Jakarta – Lembaga Peduli Nusantara berpendapat bahwa, secara luas, tindak pidana siber ialah semua tindak pidana yang menggunakan sarana atau dengan bantuan Sistem Elektronik. Artinya semua tindak pidana konvensional dalam Kitab Undang-Undang Hukum Pidana sepanjang dengan menggunakan bantuan atau sarana Sistem Elektronik seperti pembunuhan, perdagangan orang, dapat termasuk dalam kategori tindak pidana siber dalam arti luas.
Dalam pengertian yang lebih sempit, pengaturan tindak pidana siber diatur dalam Undang-Undang Nomor 11 Tahun 2008 tentang Informasi dan Transaksi Elektronik sebagaimana yang telah diubah oleh Undang-Undang Nomor 19 Tahun 2016 tentang Perubahan Atas Undang-Undang Nomor 11 Tahun 2008 tentang Informasi dan Transaksi Elektronik.
Untuk Menjawab pertanyaan tersebut di atas, setidaknya ada dua hal yang perlu diperhatikan, yaitu:
A.Ruang lingkup cybercrimes, danp
Peraturanperundang-undangan yang menjadi landasan dalam penanganan cybercrimes, baik dari segi materil dan formil.
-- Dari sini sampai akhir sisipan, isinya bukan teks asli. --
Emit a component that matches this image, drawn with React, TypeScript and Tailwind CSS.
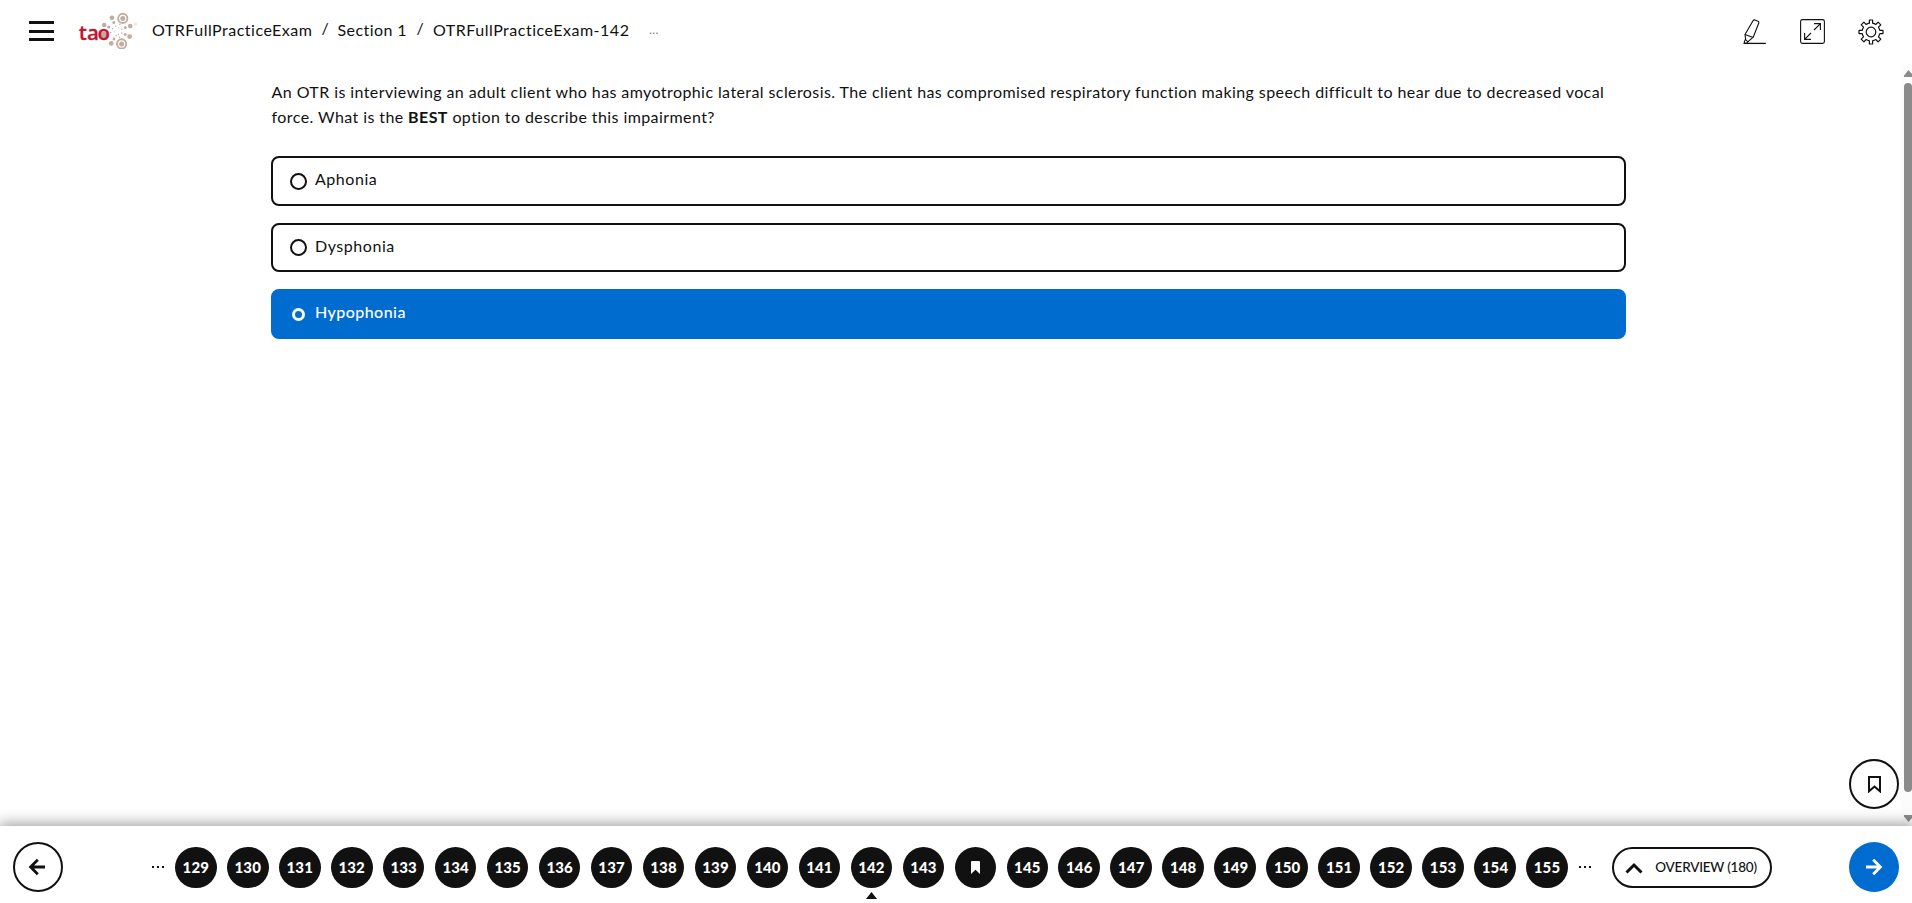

Ruang Lingkup Tindak Pidana Siber
Ada begitu banyak definisi cybercrimes, baik menurut para ahli maupun berdasarkan peraturan perundang-undangan.
Definisi-definisi tersebut dapat dijadikan dasar pengaturan hukum pidana siber materil. Misalnya, Sussan Brenner (2011) membagi cybercrimes menjadi tiga kategori:
Crimes in which the computer is the target of the criminal activity, crimes in which the computer is a tool used to commit the crime, and crimes in which the use of the computer is an incidental aspect of the commission of the crime. Sedangkan, Nicholson menggunakan terminologi computer crimes dan mengkategorikan computer crimes (cybercrimes) menjadi objek maupun subjek tindak pidana serta instrumen tindak pidana.
First, a computer may be the ‘object’ of a crime: the offender targets the computer itself. This encompasses theft of computer processor time and computerized services.
Second, a computer may be the ‘subject’ of a crime: a computer is the physical site of the crime, or the source of, or reason for, unique forms of asset loss. This includes the use of ‘viruses’, ‘worms’, ‘Trojan horses’, ‘logic bombs’, and ‘sniffers.’ Third, a computer may be an ‘instrument’ used to commit traditional crimes in a more complex manner. For example, a computer might be used to collect credit card information to make fraudulent purchases.
Menurut instrumen Perserikatan Bangsa Bangsa (PBB) dalam Tenth United Nations Congress on the Prevention of Crime and the Treatment of Offenders yang diselenggarakan di Vienna, 10-17 April 2000, kategori cyber crime dapat dilihat secara sempit maupun secara luas, yaitu :
A. Cyber crime in a narrow sense (“computer crime”): any illegal behavior directed by means of electronic operations that targets the security of computer systems and the data processed by them;
Cyber crime in a broader sense (“computer-related crime”):
B. Any illegal behaviour committed by means of, or in relation to, a computer system or network, including such crimes as illegal possession, offering or distributing information by means of a computer system or network.